§ **TASK DESCRIPTION**: Copy whichever lines contain the string "this".

====================

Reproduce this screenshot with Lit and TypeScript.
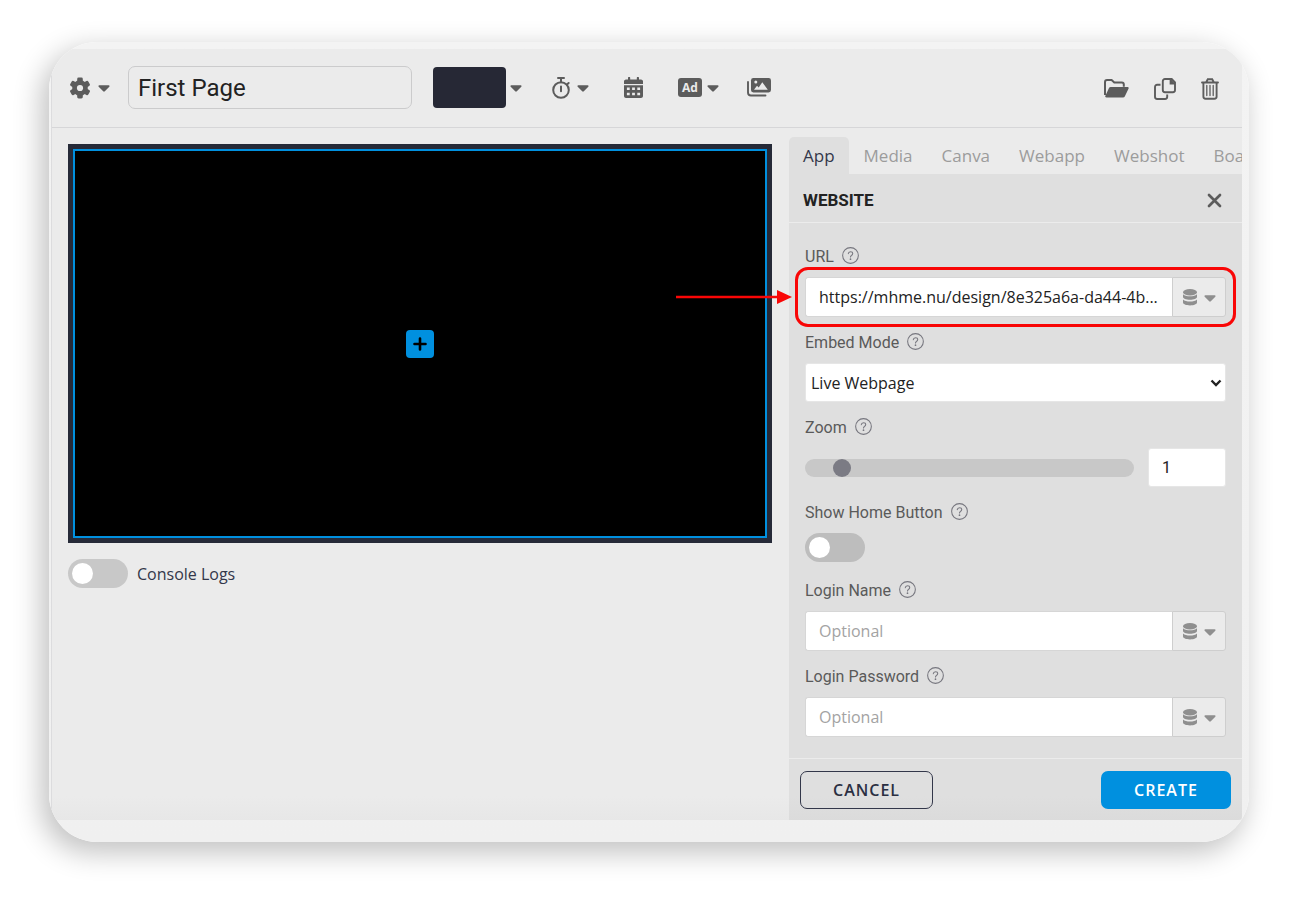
import { LitElement, html, css, svg } from "lit";
import { customElement, property } from "lit/decorators.js";

const caret = html`<svg class="caret" viewBox="0 0 12 7" aria-hidden="true">
  <path d="M1.3.3h9.4c.8 0 1.2.9.6 1.5L6.8 6.3c-.5.5-1.1.5-1.6 0L.7 1.8C.1 1.2.5.3 1.3.3z" />
</svg>`;

const help = html`<svg class="help" viewBox="0 0 16 16" aria-hidden="true">
  <circle cx="8" cy="8" r="7.4" fill="none" stroke="#77777f" stroke-width="1" />
  <path d="M5.9 6.3c.1-1.2.9-1.9 2.1-1.9s2.1.7 2.1 1.8c0 .9-.5 1.3-1.2 1.8-.6.4-.9.7-.9 1.4" fill="none" stroke="#77777f" stroke-width="1" stroke-linecap="round" />
  <circle cx="8" cy="11.5" r=".8" fill="#77777f" />
</svg>`;

const teeth = [0, 60, 120].map(
  (a) => svg`<rect x="7.2" y="-.4" width="5.6" height="20.8" rx="1.4" transform="rotate(${a} 10 10)" />`
);

const gear = html`<svg width="20" height="22" viewBox="0 -1 20 22" aria-hidden="true">
  <mask id="hub"><rect y="-1" width="20" height="22" fill="#fff" /><circle cx="10" cy="10" r="3.1" fill="#000" /></mask>
  <g mask="url(#hub)" fill="#5c5c5c">${teeth}<circle cx="10" cy="10" r="7.8" /></g>
</svg>`;

const stopwatch = html`<svg width="18" height="22" viewBox="0 0 18 22" fill="none" stroke="#5c5c5c" aria-hidden="true">
  <circle cx="9" cy="13" r="7.8" stroke-width="2" />
  <path d="M9 9.6v4.6M9 1.2v4M15 7.6l1.6-1.6" stroke-width="2" stroke-linecap="round" />
  <path d="M6 1h6" stroke-width="2" stroke-linecap="round" />
</svg>`;

const calendar = html`<svg width="19" height="21" viewBox="0 0 19 21" aria-hidden="true">
  <path fill="#5c5c5c" fill-rule="evenodd" d="M4 1a1.1 1.1 0 0 1 2.2 0v1.6h6.6V1A1.1 1.1 0 0 1 15 1v1.6h2c1.1 0 2 .9 2 2V7H0V4.600c0-1.100.9-2 2-2h2zM0 8.200h19V19c0 1.100-.9 2-2 2H2c-1.100 0-2-.9-2-2zM2.900 10.500v2.500h2.800v-2.500zM8.100 10.500v2.500h2.800v-2.500zM13.300 10.500v2.500h2.800v-2.500zM2.900 15.700v2.500h2.800v-2.500zM8.100 15.700v2.500h2.800v-2.500zM13.300 15.700v2.500h2.800v-2.500z" />
</svg>`;

const images = html`<svg width="24" height="19" viewBox="0 0 24 19" aria-hidden="true">
  <rect x="4" y="0" width="20" height="14.500" rx="2.400" fill="#5c5c5c" />
  <path d="M1 4v10.500c0 1.700 1.300 3 3 3h14.500" fill="none" stroke="#5c5c5c" stroke-width="1.900" stroke-linecap="round" />
  <circle cx="8.800" cy="4" r="1.500" fill="#ebebeb" />
  <path fill="#ebebeb" d="M7 11.800l3-4 1.700 1.800L15.300 4.200l5.500 7.600z" />
</svg>`;

const folder = html`<svg width="25" height="20" viewBox="0 0 25 20" aria-hidden="true">
  <path d="M1 16V3.200C1 2 1.900 1.100 3 1.100h4.600l2.700 2.500h7.500c1.100 0 2 .9 2 2v2.200" fill="none" stroke="#5c5c5c" stroke-width="2" />
  <path fill="#5c5c5c" d="M6.700 7.900h17c.8 0 1.300.8.900 1.500l-3.700 7.900c-.4.8-1 1.200-1.900 1.200H2.500c-1.100 0-1.600-.8-1.100-1.700l3.700-8c.3-.6.900-.9 1.600-.9z" />
</svg>`;

const copy = html`<svg width="22" height="22" viewBox="0 0 22 22" fill="none" stroke="#5c5c5c" stroke-width="1.900" aria-hidden="true">
  <path d="M11 1h6.700L21 4.300V12c0 1.300-.9 2.200-2.200 2.200H11c-1.300 0-2.200-.9-2.200-2.200V3.200C8.800 1.900 9.700 1 11 1z" />
  <path d="M16.600 1v4.600H21" fill="#5c5c5c" />
  <path d="M6.500 6.800H3.200C1.900 6.800 1 7.700 1 9v9.800C1 20.100 1.900 21 3.200 21h7.800c1.300 0 2.200-.9 2.200-2.200v-2.300" />
</svg>`;

const trash = html`<svg width="18" height="22" viewBox="0 0 18 22" fill="none" stroke="#5c5c5c" aria-hidden="true">
  <path d="M1 4.500h16M5.200 4.300L6.800 1.200h4.400l1.600 3.100" stroke-width="1.900" stroke-linecap="round" />
  <path d="M2.400 4.800v13.700c0 1.300.9 2.200 2.200 2.200h8.800c1.300 0 2.200-.9 2.200-2.200V4.800" stroke-width="1.900" />
  <path d="M5.800 7.500v10M9 7.500v10M12.200 7.500v10" stroke-width="1.300" stroke-linecap="round" />
</svg>`;

const database = html`<svg width="14" height="17" viewBox="0 0 14 17" fill="#8f8f8f" aria-hidden="true">
  <ellipse cx="7" cy="3.200" rx="7" ry="3.200" />
  <path d="M0 5.300c1.500 1.400 4 2 7 2s5.500-.6 7-2V8c0 1.500-3 2.800-7 2.800S0 9.500 0 8z" />
  <path d="M0 10.600c1.500 1.400 4 2 7 2s5.500-.6 7-2v2.900c0 1.600-3 2.900-7 2.900s-7-1.300-7-2.900z" />
</svg>`;

const shared = css`
  * { box-sizing: border-box; }
  button, input, select { font: inherit; color: inherit; margin: 0; }
  button { border: 0; padding: 0; background: none; cursor: pointer; }
  svg { display: block; flex: none; }
  .caret { width: 12px; height: 7px; margin-top: 2px; fill: currentColor; }
  .toggle {
    appearance: none; flex: none; width: 60px; height: 29px; padding: 4px;
    border-radius: 15px; background: #bdbdbd; display: flex; align-items: center;
  }
  .toggle::before { content: ""; width: 21px; height: 21px; border-radius: 50%; background: #fff; }
  .toggle:checked { justify-content: flex-end; background: #0090df; }
`;

@customElement("editor-toolbar")
class EditorToolbar extends LitElement {
  static styles = [shared, css`
    :host { display: block; border-bottom: 1px solid #d6d6d8; }
    .bar { display: flex; align-items: center; height: 78px; padding: 0 23px 1px 18px; color: #5c5c5c; }
    .icon { display: flex; align-items: center; gap: 8px; }
    .name {
      width: 284px; height: 43px; margin: 0 21px 0 18px; padding: 0 9px;
      border: 1px solid #cbcbcc; border-radius: 7px; background: transparent;
      font: 24px/32px Roboto, sans-serif; color: #222;
    }
    .color { gap: 4px; margin-right: 30px; }
    .swatch { width: 73px; height: 41px; border-radius: 4px; background: #262835; }
    .tools { display: flex; align-items: center; gap: 35px; flex: 1; }
    .ad { gap: 5px; }
    .badge {
      width: 24px; height: 19px; border-radius: 3px; background: #5c5c5c; color: #ebebeb;
      font: bold 12px/19px "Open Sans", sans-serif; text-align: center;
    }
    .timer { gap: 7px; }
    .actions { display: flex; align-items: center; gap: 25px; padding-top: 2px; }
    .push { margin-left: -7px; }
  `];

  render() {
    return html`<div class="bar">
      <button class="icon" aria-label="Settings">${gear}${caret}</button>
      <input class="name" aria-label="Page name" .value=${"First Page"} />
      <button class="icon color" aria-label="Background"><span class="swatch"></span>${caret}</button>
      <div class="tools">
        <button class="icon timer" aria-label="Duration">${stopwatch}${caret}</button>
        <button class="icon" aria-label="Schedule">${calendar}</button>
        <button class="icon ad"><span class="badge">Ad</span>${caret}</button>
        <button class="icon push" aria-label="Gallery">${images}</button>
      </div>
      <div class="actions">
        <button class="icon" aria-label="Open">${folder}</button>
        <button class="icon" aria-label="Duplicate">${copy}</button>
        <button class="icon" aria-label="Delete">${trash}</button>
      </div>
    </div>`;
  }
}

@customElement("page-preview")
class PagePreview extends LitElement {
  static styles = [shared, css`
    :host { display: block; padding: 16px 17px 16px 16px; }
    .frame { padding: 5px; background: #262a38; aspect-ratio: 704 / 399; display: flex; }
    .stage { flex: 1; border: 2px solid #0090df; background: #000; display: flex; align-items: center; justify-content: center; }
    .add { width: 28px; height: 28px; border-radius: 4px; background: #0090df; display: flex; align-items: center; justify-content: center; }
    .logs { display: flex; align-items: center; gap: 9px; margin-top: 16px; font-size: 16px; line-height: 24px; color: #33374a; }
    .toggle { background: #c8c8c8; }
  `];

  render() {
    return html`
      <div class="frame"><div class="stage">
        <button class="add" aria-label="Add content">
          <svg width="14" height="14" viewBox="0 0 14 14"><path d="M7 1.500v11M1.500 7h11" stroke="#000" stroke-width="2.600" stroke-linecap="round" /></svg>
        </button>
      </div></div>
      <div class="logs"><input class="toggle" type="checkbox" id="logs" /><label for="logs">Console Logs</label></div>`;
  }
}

@customElement("website-panel")
class WebsitePanel extends LitElement {
  @property({ type: Array }) tabs = ["App", "Media", "Canva", "Webapp", "Webshot", "Board"];

  static styles = [shared, css`
    :host { display: flex; flex-direction: column; padding-top: 9px; min-width: 0; }
    .tabs { display: flex; gap: 1px; overflow: hidden; }
    .tab { flex: none; height: 37px; padding: 0 14px; font-size: 17px; line-height: 37px; color: #9c9c9c; border-radius: 5px 5px 0 0; }
    .active { background: #dfdfdf; color: #33374a; }
    .body { flex: 1; display: flex; flex-direction: column; background: linear-gradient(#dfdfdf calc(100% - 24px), #dbdbdb); border-radius: 0 0 4px 0; }
    .title { display: flex; align-items: center; justify-content: space-between; height: 49px; padding: 4px 20px 0 14px; border-bottom: 1px solid #ececec; }
    h2 { margin: 0; font: bold 17px/24px Roboto, sans-serif; color: #222; }
    .form { flex: 1; display: flex; flex-direction: column; gap: 14px; padding: 22px 16px 20px; }
    .field { display: flex; flex-direction: column; gap: 8px; }
    .label { display: flex; align-items: center; gap: 8px; height: 24px; font: 16px/24px Roboto, sans-serif; color: #5a5a5a; }
    .help { width: 17px; height: 17px; margin-bottom: 3px; }
    .group { position: relative; display: flex; height: 40px; }
    .text {
      flex: 1; min-width: 0; height: 40px; padding: 0 13px; background: #fff; color: #222;
      border: 1px solid #d6d6d6; border-right: 0; border-radius: 3px 0 0 3px; font-size: 16px;
    }
    .text::placeholder { color: #a3a3a3; opacity: 1; }
    .source {
      width: 54px; display: flex; align-items: center; justify-content: center; gap: 7px;
      color: #8f8f8f; background: #ebebeb; border: 1px solid #cecece; border-radius: 0 3px 3px 0;
    }
    .select { display: grid; align-items: center; }
    .select > * { grid-area: 1 / 1; }
    .select select {
      appearance: none; height: 39px; padding: 0 5px; background: #fff; color: #222;
      border: 1px solid #e6e6e6; border-radius: 3px; font-size: 16px;
    }
    .chevron { justify-self: end; margin-right: 4px; pointer-events: none; }
    .zoom { display: flex; align-items: center; gap: 14px; height: 39px; }
    .range { appearance: none; flex: 1; min-width: 0; height: 18px; border-radius: 9px; background: #c8c8c8; }
    .range::-webkit-slider-thumb { appearance: none; width: 18px; height: 18px; border-radius: 50%; background: #7b7b84; }
    .amount { width: 78px; height: 39px; padding: 0 13px; border: 1px solid #e6e6e6; border-radius: 3px; background: #fff; color: #222; font: 16px/24px Roboto, sans-serif; }
    .switch { height: 32px; }
    .footer { display: flex; justify-content: space-between; padding: 12px 11px 11px; border-top: 1px solid #ececec; }
    .btn { height: 38px; border-radius: 7px; font-size: 16px; font-weight: 600; letter-spacing: 1px; }
    .cancel { width: 133px; border: 1px solid #33374a; color: #2b2f42; }
    .create { width: 130px; background: #0090df; color: #fff; }
    .highlight { position: absolute; inset: -10px; border: 3px solid #f90606; border-radius: 13px; pointer-events: none; }
    .pointer { position: absolute; right: calc(100% + 13px); top: 13px; }
  `];

  private label(id: string, text: string) {
    return html`<div class="label"><label for=${id}>${text}</label>${help}</div>`;
  }

  private source() {
    return html`<button class="source" aria-label="Data source">${database}${caret}</button>`;
  }

  render() {
    return html`
      <nav class="tabs">${this.tabs.map((t, i) => html`<button class="tab ${i === 0 ? "active" : ""}">${t}</button>`)}</nav>
      <div class="body">
        <div class="title"><h2>WEBSITE</h2>
          <button aria-label="Close"><svg width="15" height="15" viewBox="0 0 15 15"><path d="M2 2l11 11M13 2L2 13" stroke="#5c5c5c" stroke-width="2.700" stroke-linecap="round" /></svg></button>
        </div>
        <div class="form">
          <div class="field">${this.label("url", "URL")}
            <div class="group">
              <input class="text" id="url" .value=${"https://mhme.nu/design/8e325a6a-da44-4b..."} />${this.source()}
              <span class="highlight"></span>
              <svg class="pointer" width="116" height="14" viewBox="0 0 116 14" aria-hidden="true">
                <path d="M0 7h104" stroke="#f90606" stroke-width="2.600" /><path d="M101 0l15 7-15 7z" fill="#f90606" />
              </svg>
            </div>
          </div>
          <div class="field">${this.label("mode", "Embed Mode")}
            <div class="select"><select id="mode"><option>Live Webpage</option></select>
              <svg class="chevron" width="12" height="8" viewBox="0 0 12 8"><path d="M1.500 1.500L6 6l4.500-4.500" fill="none" stroke="#222" stroke-width="2.400" /></svg>
            </div>
          </div>
          <div class="field">${this.label("zoom", "Zoom")}
            <div class="zoom">
              <input class="range" id="zoom" type="range" min="0.1" max="10" step="0.1" value="1" />
              <input class="amount" aria-label="Zoom value" value="1" />
            </div>
          </div>
          <div class="field">${this.label("home", "Show Home Button")}
            <div class="switch"><input class="toggle" type="checkbox" id="home" /></div>
          </div>
          <div class="field">${this.label("login", "Login Name")}
            <div class="group"><input class="text" id="login" placeholder="Optional" />${this.source()}</div>
          </div>
          <div class="field">${this.label("password", "Login Password")}
            <div class="group"><input class="text" id="password" type="password" placeholder="Optional" />${this.source()}</div>
          </div>
        </div>
        <div class="footer"><button class="btn cancel">CANCEL</button><button class="btn create">CREATE</button></div>
      </div>`;
  }
}

@customElement("app-root")
class AppRoot extends LitElement {
  static styles = css`
    :host {
      display: flex; box-sizing: border-box; min-height: 100vh; padding: 42px 51px 58px 49px;
      background: #fff; font-family: "Open Sans", "Noto Sans", sans-serif;
    }
    .card {
      flex: 1; min-width: 0; display: flex; box-sizing: border-box; padding: 7px 7px 22px 2px;
      border-radius: 48px; overflow: hidden; background: linear-gradient(#f3f3f3, #f0f0f0);
      box-shadow: -6px 9px 28px 2px rgba(0, 0, 0, 0.24);
    }
    .window {
      flex: 1; min-width: 0; display: flex; flex-direction: column; border-left: 1px solid #dcdcde;
      background: linear-gradient(#ebebeb calc(100% - 24px), #e7e7e7);
    }
    .columns { flex: 1; display: grid; grid-template-columns: minmax(0, 1fr) 453px; }
  `;

  render() {
    return html`<main class="card"><div class="window">
      <editor-toolbar></editor-toolbar>
      <div class="columns"><page-preview></page-preview><website-panel></website-panel></div>
    </div></main>`;
  }
}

====================

§ **WRITTEN SOLUTION**:
Reproduce this screenshot with Lit and TypeScript.
      <nav class="tabs">${this.tabs.map((t, i) => html`<button class="tab ${i === 0 ? "active" : ""}">${t}</button>`)}</nav>
          <div class="field">${this.label("url", "URL")}
              <input class="text" id="url" .value=${"https://mhme.nu/design/8e325a6a-da44-4b..."} />${this.source()}
          <div class="field">${this.label("mode", "Embed Mode")}
          <div class="field">${this.label("zoom", "Zoom")}
          <div class="field">${this.label("home", "Show Home Button")}
          <div class="field">${this.label("login", "Login Name")}
            <div class="group"><input class="text" id="login" placeholder="Optional" />${this.source()}</div>
          <div class="field">${this.label("password", "Login Password")}
            <div class="group"><input class="text" id="password" type="password" placeholder="Optional" />${this.source()}</div>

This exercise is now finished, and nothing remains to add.